The same is what advertisers and agencies are looking for in the UAE as well. "Yes, the expected pick up in ad spending did not happen during the first-half; this was mainly due to the Arab Spring," said Satish Mayya, Chief Operating Officer of BPG Maxus, the media buying firm.
"But considering the positive reports on visitor influx into Dubai and the UAE, retail spend will go up during Eid and towards the last quarter."
It was not just Egypt that recorded a precipitous drop; in Bahrain spending was down 22 per cent to $52 million, Jordan's was $56 million after seeing a 19 per cent decline, and Kuwait's was lower by 3 per cent to $451 million.
But, there's still hope yet. Egypt, despite recent demonstrations on the streets, is putting together campaigns that would win back its favoured status among regional and overseas tourists.

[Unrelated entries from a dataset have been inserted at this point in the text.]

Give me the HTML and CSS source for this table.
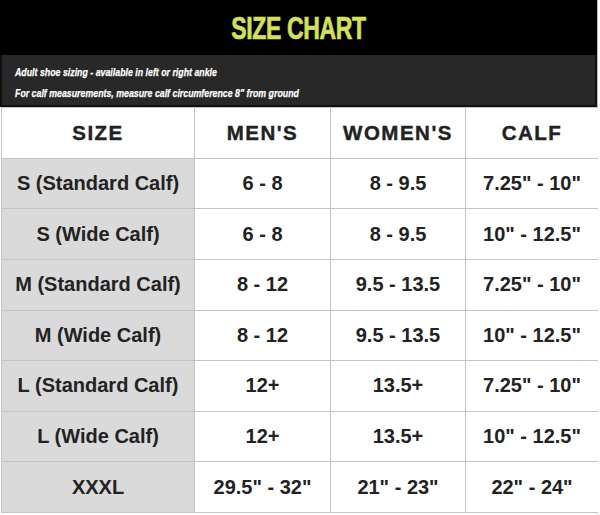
FILE: index.html
```html
<!DOCTYPE html>
<html>
<head>
<meta charset="utf-8">
<link rel="stylesheet" href="styles.css">
</head>
<body>
<div class="chart">
  <div class="title-bar"><h1 class="title">SIZE CHART</h1></div>
  <div class="notes">
    <p>Adult shoe sizing - available in left or right ankle</p>
    <p>For calf measurements, measure calf circumference 8" from ground</p>
  </div>
  <div class="table">
    <div class="cell head">SIZE</div>
    <div class="cell head">MEN'S</div>
    <div class="cell head">WOMEN'S</div>
    <div class="cell head">CALF</div>

    <div class="cell size">S (Standard Calf)</div>
    <div class="cell">6 - 8</div>
    <div class="cell">8 - 9.5</div>
    <div class="cell">7.25" - 10"</div>

    <div class="cell size">S (Wide Calf)</div>
    <div class="cell">6 - 8</div>
    <div class="cell">8 - 9.5</div>
    <div class="cell">10" - 12.5"</div>

    <div class="cell size">M (Standard Calf)</div>
    <div class="cell">8 - 12</div>
    <div class="cell">9.5 - 13.5</div>
    <div class="cell">7.25" - 10"</div>

    <div class="cell size">M (Wide Calf)</div>
    <div class="cell">8 - 12</div>
    <div class="cell">9.5 - 13.5</div>
    <div class="cell">10" - 12.5"</div>

    <div class="cell size">L (Standard Calf)</div>
    <div class="cell">12+</div>
    <div class="cell">13.5+</div>
    <div class="cell">7.25" - 10"</div>

    <div class="cell size">L (Wide Calf)</div>
    <div class="cell">12+</div>
    <div class="cell">13.5+</div>
    <div class="cell">10" - 12.5"</div>

    <div class="cell size">XXXL</div>
    <div class="cell">29.5" - 32"</div>
    <div class="cell">21" - 23"</div>
    <div class="cell">22" - 24"</div>
  </div>
</div>
</body>
</html>
```
FILE: styles.css
```css
html, body {
  margin: 0;
  padding: 0;
  background: #ffffff;
}
.chart {
  width: 597px;
  border-right: 1px solid #bdbdbd;
  font-family: "Liberation Sans", Arial, sans-serif;
}
.title-bar {
  background: #000000;
  height: 55px;
  display: flex;
  align-items: center;
  justify-content: center;
}
.title {
  margin: 0;
  font-family: "Liberation Sans", Arial, sans-serif;
  font-weight: bold;
  font-size: 32px;
  color: #d4e05b;
  letter-spacing: -0.5px;
  line-height: 1;
  transform: scaleX(0.72);
  -webkit-text-stroke: 0.7px #d4e05b;
}
.notes {
  background: #282828;
  border: 2px solid #111111;
  border-top: none;
  padding: 7px 0 0 13px;
  height: 43px;
}
.notes p {
  margin: 0;
  color: #ffffff;
  font-weight: bold;
  font-style: italic;
  font-size: 11px;
  line-height: 21px;
  transform: scaleX(0.8);
  transform-origin: left center;
  white-space: nowrap;
  -webkit-text-stroke: 0.25px #ffffff;
}
.table {
  display: grid;
  grid-template-columns: 192px 135px 134px 132px;
  grid-template-rows: repeat(8, 1fr);
  gap: 1px;
  height: 404px;
  background: #c4c4c4;
  border: 1px solid #c4c4c4;
  border-right: none;
  margin-left: 1px;
}
.cell {
  background: #ffffff;
  display: flex;
  align-items: center;
  justify-content: center;
  font-weight: bold;
  font-size: 20px;
  color: #222222;
}
.cell.size {
  background: #dadada;
}
.cell.head {
  letter-spacing: 1.5px;
  font-size: 20.5px;
  -webkit-text-stroke: 0.4px #222222;
}
```
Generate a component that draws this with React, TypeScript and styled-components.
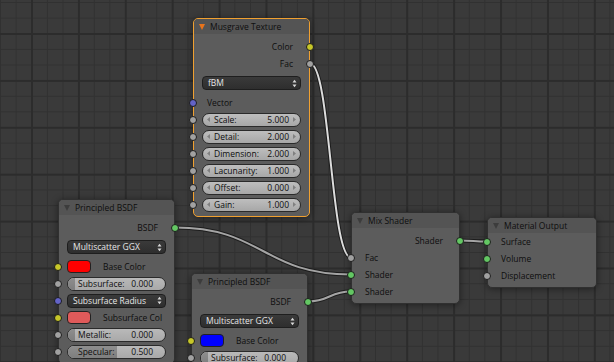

"Oil and tourism, the two key components of the regional economy, are strong," said Shaharyar Umar, marketing director at Parc.
"Hence, the region is likely to overcome these hurdles even as early as by the second-half of the year."
Nederlof provides a perspective for the grudging sense of optimism. "Unlike any other continent there is a huge Pan-Arab media industry that allows advertisers to cross borders with ease," he said.
"This has meant an influx of brands coming into the region, especially from countries such as Turkey that have cultural similarities.
"It also means that there is not one dominant sector, and whilst public utilities and government media spend top the list, the recession forced a correction and allowed FMCG (fast moving consumer goods), financial, retail and telecom brands to enter the market and advertise with more prominence and in places that were previously beyond budget.
"Speaking specifically about the UAE, you only need drive down Shaikh Zayed Road to see the multiple banks, retailers, FMCG and luxury brands on show." That, as advertisers and agencies will tell you, is a good a place to start a full-fledged revival.
Biggest spenders
Telecom operators, consumer goods brands and government agencies led the way in ad spending across the region during the first six months of the year.
However, government agencies spent 12 per cent less than what they did last year, according to Parc data.
Spending in the food sector was up 16 per cent during the first-half of 2011, as competing brands tried to cajole consumers to buy against the backdrop of higher prices for food essentials.
The retail sector had a lot if play with malls and individual storing combining to push their combined spending up by 10 per cent, according to Parc.
Among individual advertisers, the Top Three positions were taken by the multinational giants P&G, Unilever and Pepsico.